Sara Holtz owns and operates ClientFocus, an organization that “helps women lawyers become successful rainmakers.” She wrote a book on this subject entitled, Bringin’ in the Rain: A Woman Lawyer’s Guide to Business Development. Previously, Ms. Holtz served as vice president and general counsel at Nestle Beverage Company and division counsel at Clorox Company. She was the first woman to chair the Association of Corporate Counsel.
Hon. Gladys Kessler
Judge Gladys Kessler is a senior judge on the U.S. District Court for the District of Columbia. She was appointed in 1994 by President Bill Clinton.
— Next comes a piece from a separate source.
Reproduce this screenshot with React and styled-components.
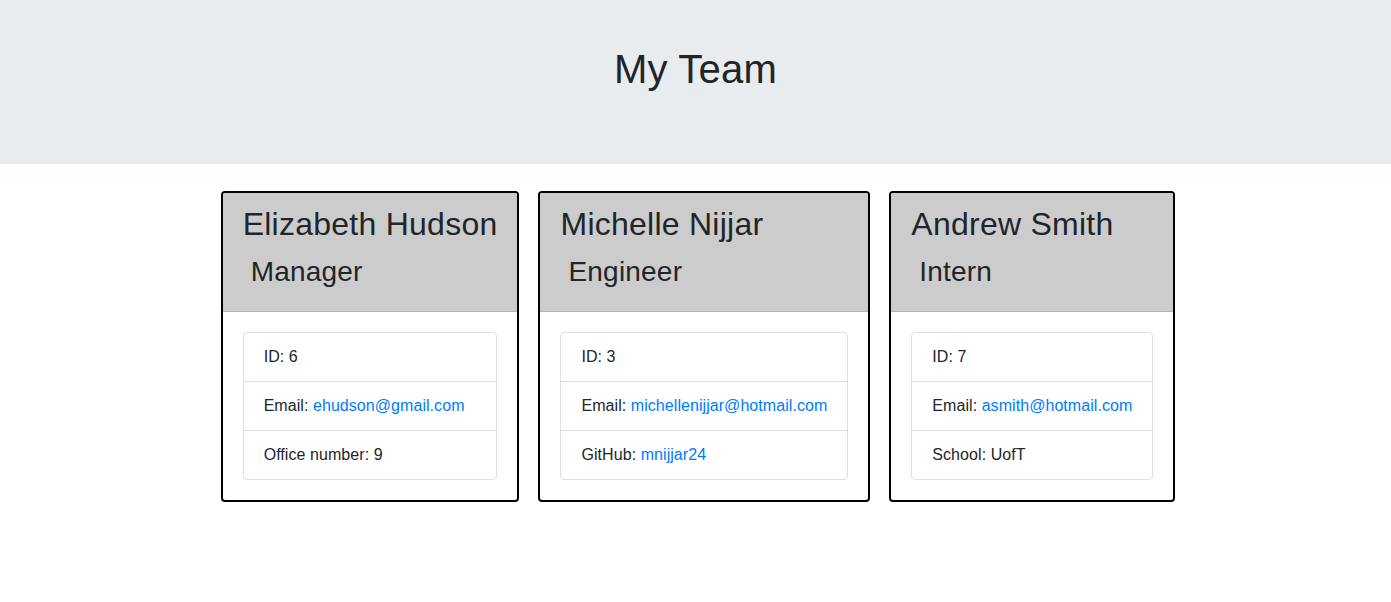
import styled, { createGlobalStyle } from "styled-components";

const GlobalStyle = createGlobalStyle`
  body {
    margin: 0;
    font-family: "Liberation Sans", Arial, sans-serif;
    font-size: 16px;
    line-height: 1.5;
    color: #212529;
    background: #fff;
  }
`;

const team = [
  {
    name: "Elizabeth Hudson",
    role: "Manager",
    id: 6,
    email: "ehudson@gmail.com",
    extra: { label: "Office number", value: "9" },
  },
  {
    name: "Michelle Nijjar",
    role: "Engineer",
    id: 3,
    email: "michellenijjar@hotmail.com",
    extra: { label: "GitHub", value: "mnijjar24", link: true },
  },
  {
    name: "Andrew Smith",
    role: "Intern",
    id: 7,
    email: "asmith@hotmail.com",
    extra: { label: "School", value: "UofT" },
  },
];

const App = () => {
  return (
    <>
      <GlobalStyle />
      <Jumbotron>
        <Title>My Team</Title>
      </Jumbotron>
      <CardRow>
        {team.map((member) => (
          <Card key={member.id}>
            <CardHeader>
              <Name>{member.name}</Name>
              <Role>{member.role}</Role>
            </CardHeader>
            <CardBody>
              <ListGroup>
                <ListItem>ID: {member.id}</ListItem>
                <ListItem>
                  Email: <Link href={`mailto:${member.email}`}>{member.email}</Link>
                </ListItem>
                <ListItem>
                  {member.extra.label}:{" "}
                  {member.extra.link ? (
                    <Link href="#">{member.extra.value}</Link>
                  ) : (
                    member.extra.value
                  )}
                </ListItem>
              </ListGroup>
            </CardBody>
          </Card>
        ))}
      </CardRow>
    </>
  );
};

export default App;

const Jumbotron = styled.header`
  background-color: #e9ecef;
  height: 164px;
  box-sizing: border-box;
  padding-top: 45px;
  margin-bottom: 27px;
  text-align: center;
`;
const Title = styled.h1`
  margin: 0;
  font-size: 40px;
  font-weight: 500;
  line-height: 1.2;
  letter-spacing: 0.2px;
`;
const CardRow = styled.main`
  display: flex;
  justify-content: center;
  align-items: flex-start;
  gap: 19px;
  padding-left: 5px;
`;
const Card = styled.section`
  border: 2px solid #000;
  border-radius: 4px;
  overflow: hidden;
  background: #fff;
`;
const CardHeader = styled.div`
  background-color: #ccc;
  padding: 12px 20px 22px;
  border-bottom: 1px solid rgba(0, 0, 0, 0.125);
`;
const Name = styled.h2`
  margin: 0 0 12px;
  font-size: 32px;
  font-weight: 500;
  line-height: 1.2;
  letter-spacing: 0.25px;
  white-space: nowrap;
`;
const Role = styled.h3`
  margin: 0;
  padding-left: 8px;
  font-size: 28px;
  font-weight: 500;
  line-height: 1.2;
  letter-spacing: 0.2px;
`;
const CardBody = styled.div`
  padding: 20px;
`;
const ListGroup = styled.ul`
  margin: 0;
  padding: 0;
  list-style: none;
  border: 1px solid rgba(0, 0, 0, 0.125);
  border-radius: 4px;
`;
const ListItem = styled.li`
  padding: 12px 20px;
  white-space: nowrap;
  letter-spacing: 0.06px;
  & + & {
    border-top: 1px solid rgba(0, 0, 0, 0.125);
  }
`;
const Link = styled.a`
  color: #007bff;
  text-decoration: none;
`;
Previously, she served as an associate judge on the Superior Court of D.C. She has also worked for the New York City Board of Education and owned her own public interest law firm. Judge Kessler has held the office of president in the National Association of Women Judges and serves on the ABA Conference of Federal Trial Judges.
Marygold Shire Melli
Ms. Melli is the Voss-Bascom Professor of Law Emerita at the University of Wisconsin Law School and an affiliate of The Institute for Research on Poverty. She has served as associate dean of the law school, and as chair of the University Committee, which is the executive committee of the university faculty. Ms. Melli was previously vice-chair of the Wisconsin Supreme Court’s Board of Lawyer Competence, as well as chair of the National Conference of Bar Examiners. She is a member of the American Law Institute and the International Society of Family Law where she currently serves as a vice-president and as chair of the Scientific Committee.
Therese M. Stewart
Ms. Stewart is the chief deputy city attorney for San Francisco, California. She has become well-known for her work in the California state and federal court cases regarding same-sex marriage. Previously, she was a litigation partner at Howard, Rice, Nemerovski, Canady, Falk & Rabkin. She served as a lead attorney on the Proposition 8 case in California. Stewart served as the first openly gay president of the Bar Association of San Francisco, as well as the first co-chair of its Committee on Sexual Orientation.